(begin)
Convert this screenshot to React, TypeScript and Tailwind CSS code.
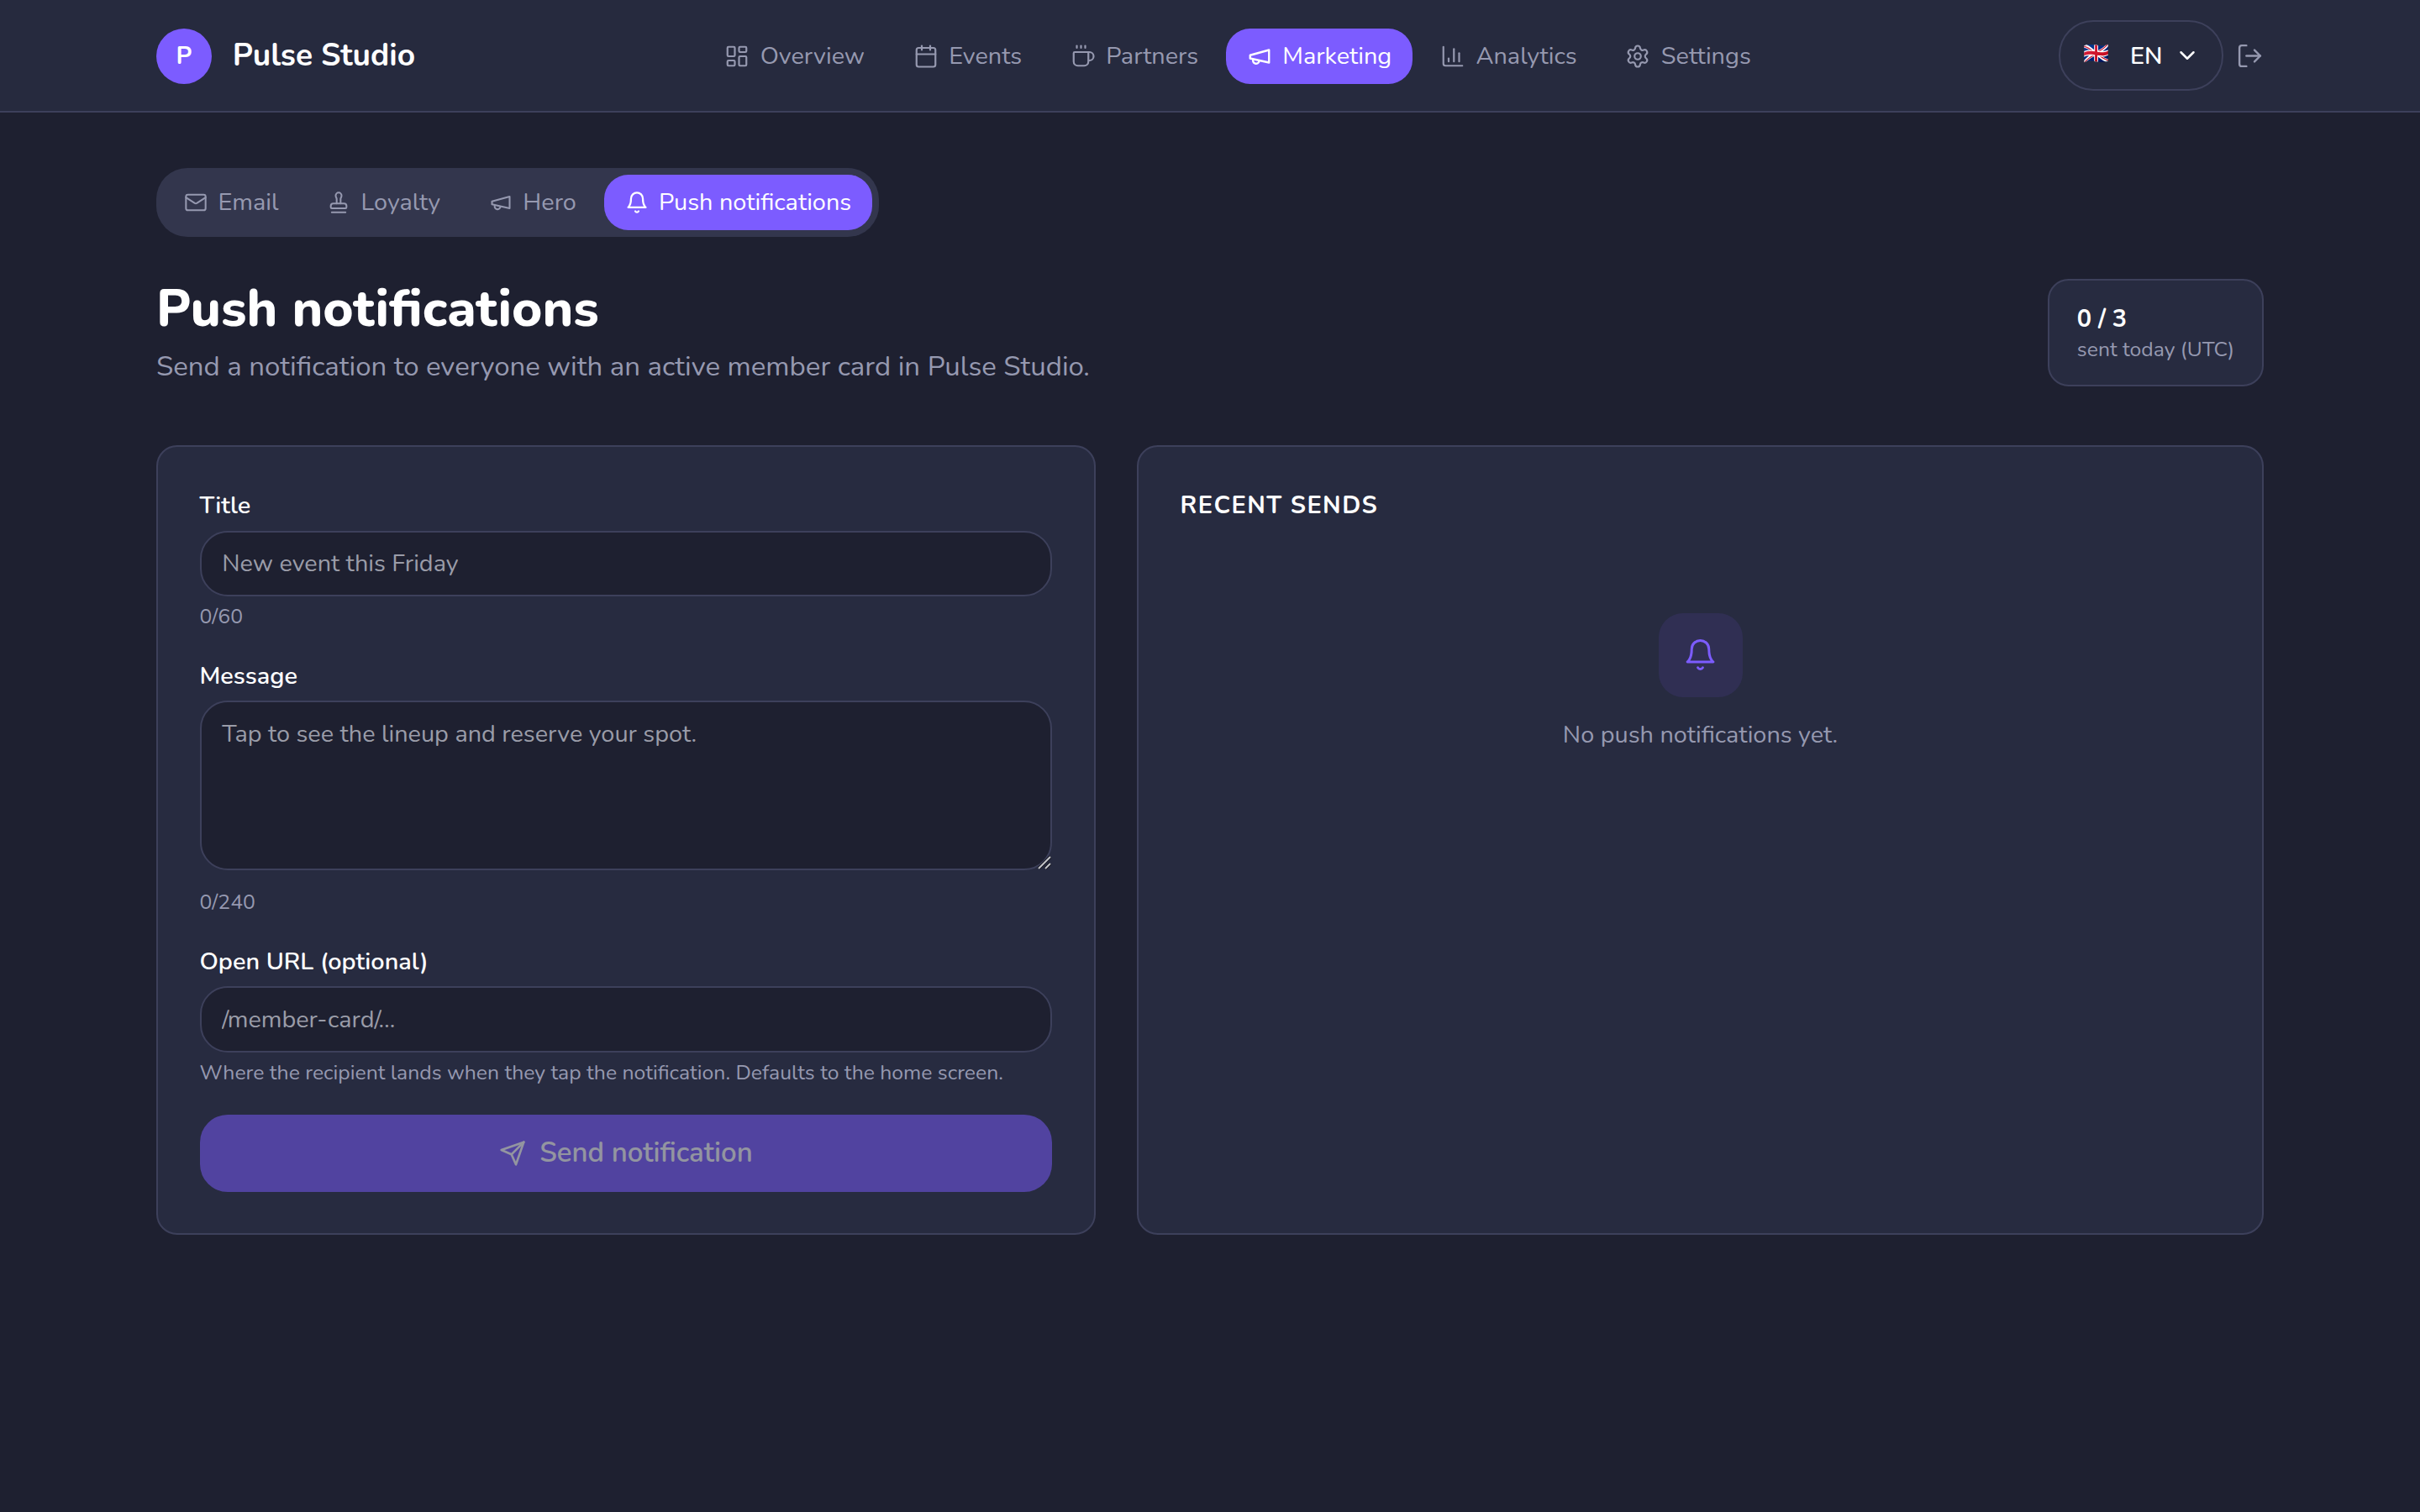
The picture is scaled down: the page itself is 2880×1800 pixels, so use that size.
import React from 'react';
import {
    LayoutDashboard,
    Calendar,
    Coffee,
    ChartColumn,
    Settings,
    Mail,
    Stamp,
    ChevronDown,
    LogOut,
} from 'lucide-react';
import clsx from 'clsx';

interface IconProps {
    size?: number;
    strokeWidth?: number;
    className?: string;
}

const Svg = ({ size = 30, strokeWidth = 1.75, className, children }: IconProps & { children: React.ReactNode }) => (
    <svg
        width={size}
        height={size}
        viewBox="0 0 24 24"
        fill="none"
        stroke="currentColor"
        strokeWidth={strokeWidth}
        strokeLinecap="round"
        strokeLinejoin="round"
        className={className}
    >
        {children}
    </svg>
);

const MegaphoneIcon = (props: IconProps) => (
    <Svg {...props}>
        <path d="m3 11 18-5v12L3 14v-3z" />
        <path d="M11.6 16.8a3 3 0 1 1-5.8-1.6" />
    </Svg>
);

const BellIcon = (props: IconProps) => (
    <Svg {...props}>
        <path d="M6 8a6 6 0 0 1 12 0c0 7 3 9 3 9H3s3-2 3-9" />
        <path d="M10.3 21a1.94 1.94 0 0 0 3.4 0" />
    </Svg>
);

const SendIcon = (props: IconProps) => (
    <Svg {...props}>
        <path d="m22 2-7 20-4-9-9-4Z" />
        <path d="M22 2 11 13" />
    </Svg>
);

interface NavItem {
    label: string;
    icon: React.ComponentType<IconProps>;
    active?: boolean;
}

const navItems: NavItem[] = [
    { label: 'Overview', icon: LayoutDashboard },
    { label: 'Events', icon: Calendar },
    { label: 'Partners', icon: Coffee },
    { label: 'Marketing', icon: MegaphoneIcon, active: true },
    { label: 'Analytics', icon: ChartColumn },
    { label: 'Settings', icon: Settings },
];

const tabs: NavItem[] = [
    { label: 'Email', icon: Mail },
    { label: 'Loyalty', icon: Stamp },
    { label: 'Hero', icon: MegaphoneIcon },
    { label: 'Push notifications', icon: BellIcon, active: true },
];

const NavButton = ({ item, size }: { item: NavItem; size: number }) => {
    const Icon = item.icon;
    return (
        <button
            className={clsx(
                'flex h-8 items-center gap-1.5 rounded-[0.875rem] px-3 text-sm whitespace-nowrap',
                item.active ? 'bg-[#7c5cff] text-white' : 'text-[#9699b0]'
            )}
        >
            <Icon size={size} strokeWidth={item.active ? 1.9 : 1.75} />
            {item.label}
        </button>
    );
};

const Header = () => (
    <header className="border-b-2 border-[#3d405b] bg-[#262a3e]">
        <div className="mx-auto flex h-16 max-w-7xl items-center justify-between px-8">
            <div className="flex items-center gap-3">
                <div className="mt-[2px] flex size-8 items-center justify-center rounded-full bg-[#7c5cff] text-sm font-bold">P</div>
                <span className="text-lg font-bold">Pulse Studio</span>
            </div>
            <nav className="mt-[2px] ml-[2px] flex items-center gap-1">
                {navItems.map((item) => <NavButton key={item.label} item={item} size={30} />)}
            </nav>
            <div className="flex items-center gap-[15px]">
                <button className="flex h-[84px] w-[196px] items-center rounded-[1.25rem] border-2 border-[#3d405b] pl-[27px] text-sm font-semibold">
                    <span className="w-[56px] pb-[4px] text-left text-[25px] leading-none">🇬🇧</span>
                    <span className="mt-[2px]">EN</span>
                    <ChevronDown size={30} className="ml-[15px]" />
                </button>
                <LogOut size={33} strokeWidth={1.75} className="text-[#9699b0]" />
            </div>
        </div>
    </header>
);

const fieldClass =
    'block w-full resize-none rounded-2xl border-2 border-[#3d405b] bg-[#1e2030] px-3 py-2 text-sm text-white placeholder:text-[#9a9ca8] outline-none';

interface FieldProps {
    label: string;
    hint: string;
    hintClass?: string;
    children: React.ReactNode;
}

const Field = ({ label, hint, hintClass = 'mt-1', children }: FieldProps) => (
    <div>
        <label className="mb-[9px] block text-sm font-semibold">{label}</label>
        {children}
        <p className={clsx('text-xs text-[#9699b0]', hintClass)}>{hint}</p>
    </div>
);

const PushForm = () => (
    <section className="space-y-4 rounded-xl border-2 border-[#3d405b] bg-[#272b40] p-6">
        <Field label="Title" hint="0/60">
            <input className={fieldClass} placeholder="New event this Friday" />
        </Field>
        <Field label="Message" hint="0/240" hintClass="mt-[22px]">
            <div className="relative">
                <textarea rows={4} className={fieldClass} placeholder="Tap to see the lineup and reserve your spot." />
                {/* resize grip */}
                <svg className="absolute right-px bottom-px" width="16" height="16" viewBox="0 0 16 16" fill="none">
                    <path d="M1 15 15 1M9 15l6-6" stroke="#15161f" strokeWidth="4" />
                    <path d="M1 15 15 1M9 15l6-6" stroke="#c4c5ca" strokeWidth="2" />
                </svg>
            </div>
        </Field>
        <Field label="Open URL (optional)" hint="Where the recipient lands when they tap the notification. Defaults to the home screen.">
            <input className={fieldClass} placeholder="/member-card/…" />
        </Field>
        <button
            disabled
            className="flex h-[92px] w-full items-center justify-center gap-2 rounded-2xl bg-[#7c5cff] font-semibold text-white opacity-50"
        >
            <SendIcon size={32} strokeWidth={2} />
            Send notification
        </button>
    </section>
);

const RecentSends = () => (
    <section className="rounded-xl border-2 border-[#3d405b] bg-[#272b40] p-6">
        <h2 className="mb-3 text-sm font-bold tracking-wider uppercase">Recent sends</h2>
        <div className="flex flex-col items-center py-10">
            <div className="flex size-[100px] items-center justify-center rounded-[0.875rem] bg-[#7c5cff]/10 text-[#7c5cff]">
                <BellIcon size={41} />
            </div>
            <p className="mt-[24px] text-sm text-[#9699b0]">No push notifications yet.</p>
        </div>
    </section>
);

export default function App() {
    return (
        <div className="min-h-screen bg-[#1e2030] font-['Nunito',sans-serif] text-white">
            <style>{'html { font-size: 33px; }'}</style>
            <Header />
            <main className="mx-auto max-w-7xl px-8 py-8">
                <div className="mb-[50px] inline-flex gap-1 rounded-[1.125rem] bg-[#33364d] px-1 py-[8px] align-top">
                    {tabs.map((tab) => <NavButton key={tab.label} item={tab} size={28} />)}
                </div>
                <div className="mb-8 flex items-start justify-between">
                    <div className="pb-[2px]">
                        <h1 className="-mt-px text-3xl font-extrabold">Push notifications</h1>
                        <p className="mt-[7px] text-[#9699b0]">
                            Send a notification to everyone with an active member card in Pulse Studio.
                        </p>
                    </div>
                    <div className="rounded-xl border-2 border-[#3d405b] bg-[#272b40] px-4 py-3">
                        <p className="text-sm font-bold">0 / 3</p>
                        <p className="text-xs text-[#9699b0]">sent today (UTC)</p>
                    </div>
                </div>
                <div className="grid grid-cols-[1fr_1.2fr] gap-6">
                    <PushForm />
                    <RecentSends />
                </div>
            </main>
        </div>
    );
}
(end)
WRITTEN EXERCISE => Copy the listing exactly. Any image in it stays out of the copy.

TASK OUTPUT =>
Convert this screenshot to React, TypeScript and Tailwind CSS code.
The picture is scaled down: the page itself is 2880×1800 pixels, so use that size.
import React from 'react';
import {
    LayoutDashboard,
    Calendar,
    Coffee,
    ChartColumn,
    Settings,
    Mail,
    Stamp,
    ChevronDown,
    LogOut,
} from 'lucide-react';
import clsx from 'clsx';

interface IconProps {
    size?: number;
    strokeWidth?: number;
    className?: string;
}

const Svg = ({ size = 30, strokeWidth = 1.75, className, children }: IconProps & { children: React.ReactNode }) => (
    <svg
        width={size}
        height={size}
        viewBox="0 0 24 24"
        fill="none"
        stroke="currentColor"
        strokeWidth={strokeWidth}
        strokeLinecap="round"
        strokeLinejoin="round"
        className={className}
    >
        {children}
    </svg>
);

const MegaphoneIcon = (props: IconProps) => (
    <Svg {...props}>
        <path d="m3 11 18-5v12L3 14v-3z" />
        <path d="M11.6 16.8a3 3 0 1 1-5.8-1.6" />
    </Svg>
);

const BellIcon = (props: IconProps) => (
    <Svg {...props}>
        <path d="M6 8a6 6 0 0 1 12 0c0 7 3 9 3 9H3s3-2 3-9" />
        <path d="M10.3 21a1.94 1.94 0 0 0 3.4 0" />
    </Svg>
);

const SendIcon = (props: IconProps) => (
    <Svg {...props}>
        <path d="m22 2-7 20-4-9-9-4Z" />
        <path d="M22 2 11 13" />
    </Svg>
);

interface NavItem {
    label: string;
    icon: React.ComponentType<IconProps>;
    active?: boolean;
}

const navItems: NavItem[] = [
    { label: 'Overview', icon: LayoutDashboard },
    { label: 'Events', icon: Calendar },
    { label: 'Partners', icon: Coffee },
    { label: 'Marketing', icon: MegaphoneIcon, active: true },
    { label: 'Analytics', icon: ChartColumn },
    { label: 'Settings', icon: Settings },
];

const tabs: NavItem[] = [
    { label: 'Email', icon: Mail },
    { label: 'Loyalty', icon: Stamp },
    { label: 'Hero', icon: MegaphoneIcon },
    { label: 'Push notifications', icon: BellIcon, active: true },
];

const NavButton = ({ item, size }: { item: NavItem; size: number }) => {
    const Icon = item.icon;
    return (
        <button
            className={clsx(
                'flex h-8 items-center gap-1.5 rounded-[0.875rem] px-3 text-sm whitespace-nowrap',
                item.active ? 'bg-[#7c5cff] text-white' : 'text-[#9699b0]'
            )}
        >
            <Icon size={size} strokeWidth={item.active ? 1.9 : 1.75} />
            {item.label}
        </button>
    );
};

const Header = () => (
    <header className="border-b-2 border-[#3d405b] bg-[#262a3e]">
        <div className="mx-auto flex h-16 max-w-7xl items-center justify-between px-8">
            <div className="flex items-center gap-3">
                <div className="mt-[2px] flex size-8 items-center justify-center rounded-full bg-[#7c5cff] text-sm font-bold">P</div>
                <span className="text-lg font-bold">Pulse Studio</span>
            </div>
            <nav className="mt-[2px] ml-[2px] flex items-center gap-1">
                {navItems.map((item) => <NavButton key={item.label} item={item} size={30} />)}
            </nav>
            <div className="flex items-center gap-[15px]">
                <button className="flex h-[84px] w-[196px] items-center rounded-[1.25rem] border-2 border-[#3d405b] pl-[27px] text-sm font-semibold">
                    <span className="w-[56px] pb-[4px] text-left text-[25px] leading-none">🇬🇧</span>
                    <span className="mt-[2px]">EN</span>
                    <ChevronDown size={30} className="ml-[15px]" />
                </button>
                <LogOut size={33} strokeWidth={1.75} className="text-[#9699b0]" />
            </div>
        </div>
    </header>
);

const fieldClass =
    'block w-full resize-none rounded-2xl border-2 border-[#3d405b] bg-[#1e2030] px-3 py-2 text-sm text-white placeholder:text-[#9a9ca8] outline-none';

interface FieldProps {
    label: string;
    hint: string;
    hintClass?: string;
    children: React.ReactNode;
}

const Field = ({ label, hint, hintClass = 'mt-1', children }: FieldProps) => (
    <div>
        <label className="mb-[9px] block text-sm font-semibold">{label}</label>
        {children}
        <p className={clsx('text-xs text-[#9699b0]', hintClass)}>{hint}</p>
    </div>
);

const PushForm = () => (
    <section className="space-y-4 rounded-xl border-2 border-[#3d405b] bg-[#272b40] p-6">
        <Field label="Title" hint="0/60">
            <input className={fieldClass} placeholder="New event this Friday" />
        </Field>
        <Field label="Message" hint="0/240" hintClass="mt-[22px]">
            <div className="relative">
                <textarea rows={4} className={fieldClass} placeholder="Tap to see the lineup and reserve your spot." />
                {/* resize grip */}
                <svg className="absolute right-px bottom-px" width="16" height="16" viewBox="0 0 16 16" fill="none">
                    <path d="M1 15 15 1M9 15l6-6" stroke="#15161f" strokeWidth="4" />
                    <path d="M1 15 15 1M9 15l6-6" stroke="#c4c5ca" strokeWidth="2" />
                </svg>
            </div>
        </Field>
        <Field label="Open URL (optional)" hint="Where the recipient lands when they tap the notification. Defaults to the home screen.">
            <input className={fieldClass} placeholder="/member-card/…" />
        </Field>
        <button
            disabled
            className="flex h-[92px] w-full items-center justify-center gap-2 rounded-2xl bg-[#7c5cff] font-semibold text-white opacity-50"
        >
            <SendIcon size={32} strokeWidth={2} />
            Send notification
        </button>
    </section>
);

const RecentSends = () => (
    <section className="rounded-xl border-2 border-[#3d405b] bg-[#272b40] p-6">
        <h2 className="mb-3 text-sm font-bold tracking-wider uppercase">Recent sends</h2>
        <div className="flex flex-col items-center py-10">
            <div className="flex size-[100px] items-center justify-center rounded-[0.875rem] bg-[#7c5cff]/10 text-[#7c5cff]">
                <BellIcon size={41} />
            </div>
            <p className="mt-[24px] text-sm text-[#9699b0]">No push notifications yet.</p>
        </div>
    </section>
);

export default function App() {
    return (
        <div className="min-h-screen bg-[#1e2030] font-['Nunito',sans-serif] text-white">
            <style>{'html { font-size: 33px; }'}</style>
            <Header />
            <main className="mx-auto max-w-7xl px-8 py-8">
                <div className="mb-[50px] inline-flex gap-1 rounded-[1.125rem] bg-[#33364d] px-1 py-[8px] align-top">
                    {tabs.map((tab) => <NavButton key={tab.label} item={tab} size={28} />)}
                </div>
                <div className="mb-8 flex items-start justify-between">
                    <div className="pb-[2px]">
                        <h1 className="-mt-px text-3xl font-extrabold">Push notifications</h1>
                        <p className="mt-[7px] text-[#9699b0]">
                            Send a notification to everyone with an active member card in Pulse Studio.
                        </p>
                    </div>
                    <div className="rounded-xl border-2 border-[#3d405b] bg-[#272b40] px-4 py-3">
                        <p className="text-sm font-bold">0 / 3</p>
                        <p className="text-xs text-[#9699b0]">sent today (UTC)</p>
                    </div>
                </div>
                <div className="grid grid-cols-[1fr_1.2fr] gap-6">
                    <PushForm />
                    <RecentSends />
                </div>
            </main>
        </div>
    );
}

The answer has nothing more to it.